Posted by Larry Mayer on December 19, 2012 – 4:02 pm

As they prepare for Sunday’s must-win game in Arizona, it appears that the Bears are getting healthier.

Five players who sat out last weekend’s loss to the Packers with injuries practiced on a limited basis Wednesday: receiver Earl Bennett (concussion), linebacker Geno Hayes (knee), cornerback Tim Jennings (shoulder) defensive end Shea McClellin (knee) and defensive tackle Henry Melton (chest).

“We’ll need everybody this week,” said coach Lovie Smith. “We know what’s at stake for this game.”

Jennings’ return would be huge; he continues to lead the NFL with a career-high eight interceptions.

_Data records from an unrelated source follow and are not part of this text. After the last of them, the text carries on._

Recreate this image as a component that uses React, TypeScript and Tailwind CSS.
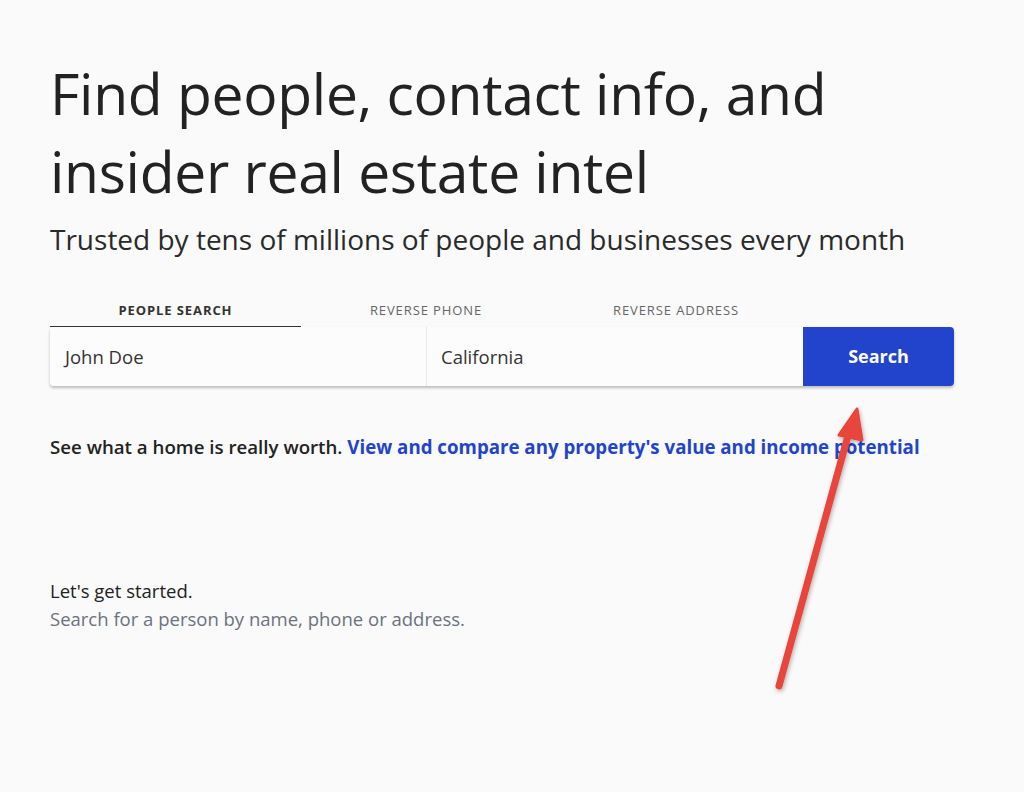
import React from "react";

export default function App() {
  const font = { fontFamily: '"Open Sans", "Noto Sans", sans-serif' };
  return (
    <div className="relative min-h-[792px] w-[1024px] bg-[#fafafa] text-[#222]" style={font}>
      <div className="pl-[50px] pt-[54px]">
        <h1 className="text-[57px] leading-[78px] font-normal text-[#222] tracking-[-0.3px]">
          Find people, contact info, and
          <br />
          insider real estate intel
        </h1>
        <p className="mt-[11px] text-[28px] leading-[36px] text-[#2a2a2a]">
          Trusted by tens of millions of people and businesses every month
        </p>

        <div className="mt-[38px] w-[904px]">
          <div className="flex h-[32px]">
            <div className="flex w-[251px] items-center justify-center border-b border-[#333] text-[13px] font-bold tracking-[0.9px] text-[#333]">
              PEOPLE SEARCH
            </div>
            <div className="flex w-[250px] items-center justify-center text-[13px] tracking-[0.9px] text-[#666]">
              REVERSE PHONE
            </div>
            <div className="flex w-[250px] items-center justify-center text-[13px] tracking-[0.9px] text-[#666]">
              REVERSE ADDRESS
            </div>
          </div>
          <div className="flex h-[59px] rounded-[4px] shadow-[0_2px_3px_rgba(0,0,0,0.25)]">
            <div className="flex w-[376px] items-center rounded-l-[4px] bg-[#fcfcfc] pl-[15px] text-[18.5px] text-[#333]">
              John Doe
            </div>
            <div className="w-px bg-[#e6e6e6]" />
            <div className="flex w-[376px] items-center bg-[#fcfcfc] pl-[14px] text-[18.5px] text-[#333]">
              California
            </div>
            <button className="flex w-[151px] items-center justify-center rounded-r-[4px] bg-[#2244cc] text-[18px] font-bold text-white">
              Search
            </button>
          </div>
        </div>

        <p className="mt-[47px] text-[18.7px] font-semibold text-[#222]">
          See what a home is really worth.{" "}
          <span className="font-bold text-[#2244cc]">View and compare any property's value and income potential</span>
        </p>

        <div className="mt-[116px]">
          <p className="text-[18.5px] leading-[28px] text-[#222]">Let's get started.</p>
          <p className="text-[18.5px] leading-[28px] text-[#6b7280]">Search for a person by name, phone or address.</p>
        </div>
      </div>

      <svg className="pointer-events-none absolute left-0 top-0" width="1024" height="792">
        <defs>
          <filter id="sh" x="-50%" y="-50%" width="200%" height="200%">
            <feDropShadow dx="1" dy="2" stdDeviation="2" floodColor="#000" floodOpacity="0.3" />
          </filter>
        </defs>
        <g filter="url(#sh)" fill="#e8453c" stroke="#e8453c" strokeLinejoin="round">
          <line x1="779" y1="686" x2="849" y2="432" strokeWidth="7" strokeLinecap="round" />
          <polygon points="857,409 839,435 862,440" strokeWidth="3" />
        </g>
      </svg>
    </div>
  );
}
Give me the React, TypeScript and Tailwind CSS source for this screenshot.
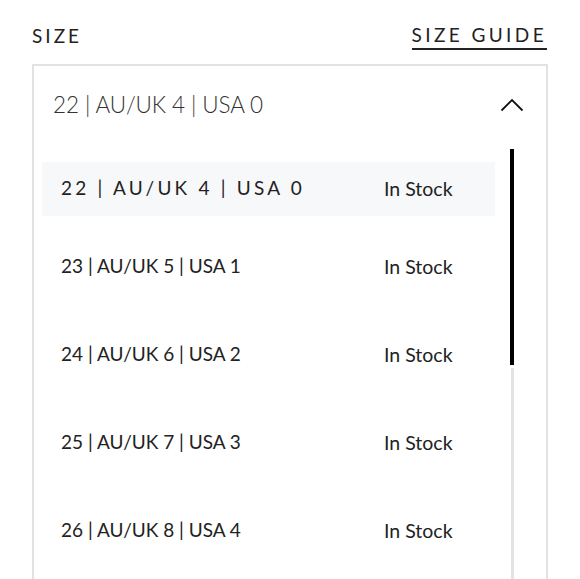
const sizes = [
  '22 | AU/UK 4 | USA 0',
  '23 | AU/UK 5 | USA 1',
  '24 | AU/UK 6 | USA 2',
  '25 | AU/UK 7 | USA 3',
  '26 | AU/UK 8 | USA 4',
];

export default function App() {
  return (
    <div className="h-[579px] w-[580px] overflow-hidden bg-white px-[32px] pt-[22px] font-['Lato',sans-serif] text-[#222]">
      {/* Label row */}
      <div className="flex items-center justify-between pr-[1px]">
        <span className="text-[19px] tracking-[3px]">SIZE</span>
        <span className="border-b-2 border-[#222] pb-[1px] text-[19px] leading-[24px] tracking-[3.4px]">SIZE GUIDE</span>
      </div>

      {/* Dropdown */}
      <div className="mt-[13px] h-[600px] border-2 border-b-0 border-[#e2e2e2]">
        <div className="flex h-[78px] items-center justify-between pl-[19px] pr-[22px]">
          <span className="text-[22.5px] font-light tracking-[-0.1px] text-[#333]">{sizes[0]}</span>
          <svg width="24" height="14" viewBox="0 0 24 14" fill="none">
            <polyline points="1.5,12.5 12,2 22.5,12.5" stroke="#111" strokeWidth="1.8" />
          </svg>
        </div>

        <div className="flex">
          <div className="flex-1 pl-[8px] pt-[18px]">
            {sizes.map((s, i) =>
              i === 0 ? (
                <div key={s} className="mb-[7px] flex h-[54px] items-center bg-[#f7f8f9] pl-[19px]">
                  <span className="w-[323px] text-[19px] tracking-[3.2px]">{s}</span>
                  <span className="text-[19.5px]">In Stock</span>
                </div>
              ) : (
                <div key={s} className="flex h-[88px] items-center pl-[19px]">
                  <span className="w-[323px] text-[19px]">{s}</span>
                  <span className="text-[19.5px]">In Stock</span>
                </div>
              )
            )}
          </div>
          <div className="ml-[15px] mr-[32px] mt-[5px] flex w-[4px] flex-col items-center">
            <div className="h-[216px] w-[4px] bg-black" />
            <div className="mt-[3px] h-[300px] w-[3px] bg-[#e3e3e3]" />
          </div>
        </div>
      </div>
    </div>
  );
}
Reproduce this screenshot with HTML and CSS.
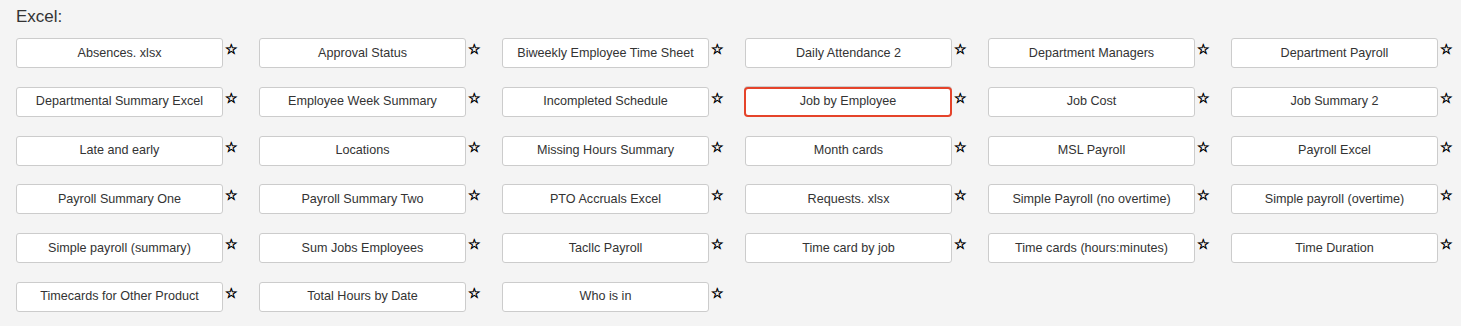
FILE: index.html
```html
<!DOCTYPE html>
<html>
<head>
<meta charset="utf-8">
<link rel="stylesheet" href="styles.css">
</head>
<body>
<div class="page">
  <h2 class="title">Excel:</h2>
  <div class="grid">
    <div class="item"><button class="btn">Absences. xlsx</button><span class="star">☆</span></div>
    <div class="item"><button class="btn">Approval Status</button><span class="star">☆</span></div>
    <div class="item"><button class="btn">Biweekly Employee Time Sheet</button><span class="star">☆</span></div>
    <div class="item"><button class="btn">Daily Attendance 2</button><span class="star">☆</span></div>
    <div class="item"><button class="btn">Department Managers</button><span class="star">☆</span></div>
    <div class="item"><button class="btn">Department Payroll</button><span class="star">☆</span></div>

    <div class="item"><button class="btn">Departmental Summary Excel</button><span class="star">☆</span></div>
    <div class="item"><button class="btn">Employee Week Summary</button><span class="star">☆</span></div>
    <div class="item"><button class="btn">Incompleted Schedule</button><span class="star">☆</span></div>
    <div class="item"><button class="btn active">Job by Employee</button><span class="star">☆</span></div>
    <div class="item"><button class="btn">Job Cost</button><span class="star">☆</span></div>
    <div class="item"><button class="btn">Job Summary 2</button><span class="star">☆</span></div>

    <div class="item"><button class="btn">Late and early</button><span class="star">☆</span></div>
    <div class="item"><button class="btn">Locations</button><span class="star">☆</span></div>
    <div class="item"><button class="btn">Missing Hours Summary</button><span class="star">☆</span></div>
    <div class="item"><button class="btn">Month cards</button><span class="star">☆</span></div>
    <div class="item"><button class="btn">MSL Payroll</button><span class="star">☆</span></div>
    <div class="item"><button class="btn">Payroll Excel</button><span class="star">☆</span></div>

    <div class="item"><button class="btn">Payroll Summary One</button><span class="star">☆</span></div>
    <div class="item"><button class="btn">Payroll Summary Two</button><span class="star">☆</span></div>
    <div class="item"><button class="btn">PTO Accruals Excel</button><span class="star">☆</span></div>
    <div class="item"><button class="btn">Requests. xlsx</button><span class="star">☆</span></div>
    <div class="item"><button class="btn">Simple Payroll (no overtime)</button><span class="star">☆</span></div>
    <div class="item"><button class="btn">Simple payroll (overtime)</button><span class="star">☆</span></div>

    <div class="item"><button class="btn">Simple payroll (summary)</button><span class="star">☆</span></div>
    <div class="item"><button class="btn">Sum Jobs Employees</button><span class="star">☆</span></div>
    <div class="item"><button class="btn">Tacllc Payroll</button><span class="star">☆</span></div>
    <div class="item"><button class="btn">Time card by job</button><span class="star">☆</span></div>
    <div class="item"><button class="btn">Time cards (hours:minutes)</button><span class="star">☆</span></div>
    <div class="item"><button class="btn">Time Duration</button><span class="star">☆</span></div>

    <div class="item"><button class="btn">Timecards for Other Product</button><span class="star">☆</span></div>
    <div class="item"><button class="btn">Total Hours by Date</button><span class="star">☆</span></div>
    <div class="item"><button class="btn">Who is in</button><span class="star">☆</span></div>
  </div>
</div>
</body>
</html>
```

FILE: styles.css
```css
html, body {
  margin: 0;
  padding: 0;
  background: #f4f4f4;
}
body {
  font-family: "Liberation Sans", Arial, sans-serif;
  color: #333;
}
.page {
  padding: 6px 0 0 16px;
}
.title {
  margin: 0 0 10px 0;
  font-size: 17px;
  font-weight: normal;
  line-height: 22px;
  color: #333;
}
.grid {
  display: grid;
  grid-template-columns: repeat(6, 227px);
  column-gap: 16px;
  row-gap: 18.8px;
}
.item {
  display: flex;
  align-items: flex-start;
}
.btn {
  box-sizing: border-box;
  width: 207px;
  height: 30px;
  padding: 0 6px 1px;
  background: #fff;
  border: 1px solid #ccc;
  border-radius: 3px;
  font-family: "Liberation Sans", Arial, sans-serif;
  font-size: 12.6px;
  color: #333;
  text-align: center;
  white-space: nowrap;
}
.btn.active {
  border: 2px solid #e5432a;
  border-radius: 4px;
  box-shadow: 0 -1px 0 #ccc;
  width: 208px;
  margin-left: -1px;
}
.star {
  flex: none;
  margin-left: 2px;
  margin-top: 4px;
  font-family: "DejaVu Sans", sans-serif;
  font-size: 14px;
  line-height: 14px;
  color: #000;
  -webkit-text-stroke: 0.55px #000;
}
```
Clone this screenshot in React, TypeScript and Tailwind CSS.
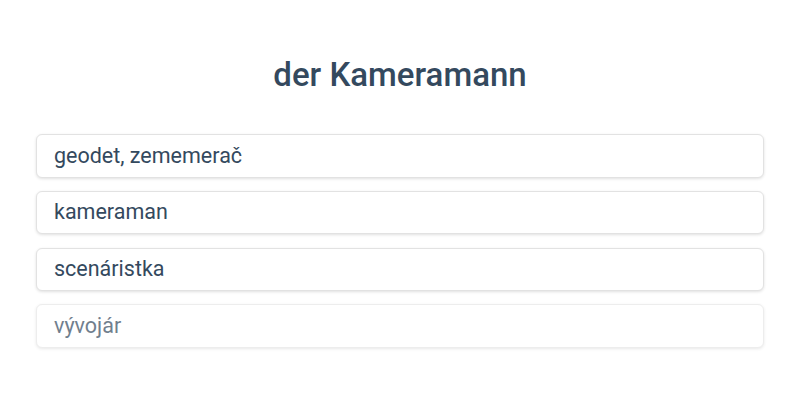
const OPTIONS = [
  { label: "geodet, zememerač", faded: false },
  { label: "kameraman", faded: false },
  { label: "scenáristka", faded: false },
  { label: "vývojár", faded: true },
];

export default function App() {
  return (
    <div
      className="min-h-[400px] bg-white"
      style={{ fontFamily: "Roboto, 'Noto Sans', sans-serif" }}
    >
      <div className="mx-auto max-w-3xl px-5 pt-[56px]">
        <h1 className="text-center text-[33px] font-medium leading-[38px] text-[#34495e]">
          der Kameramann
        </h1>
        <ul className="mt-[40px] flex flex-col gap-[13.3px]">
          {OPTIONS.map(({ label, faded }) => (
            <li
              key={label}
              className={
                faded
                  ? "flex h-[43.5px] items-center rounded-md border border-[#e6e6e6] bg-white px-[17px] text-[21.5px] text-[#34495e] opacity-70 shadow-[0_1px_3px_rgba(0,0,0,0.12)]"
                  : "flex h-[43.5px] items-center rounded-md border border-[#e2e2e2] bg-white px-[17px] text-[21.5px] text-[#34495e] shadow-[0_1px_3px_rgba(0,0,0,0.12)]"
              }
            >
              {label}
            </li>
          ))}
        </ul>
      </div>
    </div>
  );
}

“We’re hopeful he’ll be able to go this week,” Smith said. “Having a guy come back with eight interceptions and just the type of play that we’ve gotten from him would give us all a boost, and not only him. There’s a chance we could get a few guys back that all have impressive numbers, like a Henry Melton and guys like that.”

Middle linebacker Brian Urlacher and right tackle Jonathan Scott did not practice due to hamstring injuries.

Asked about Urlacher’s timetable to return, Smith said: “He’s getting better, but with hamstrings it’s just hard to say exactly when you will get back. I just know that he’s here and with some of the things he’s doing it’s better than what it was before. It’s pretty hard to come back from a hamstring injury in a week or so.

“That’s why we need to play good football this week against Arizona and just buy time for him to get back.”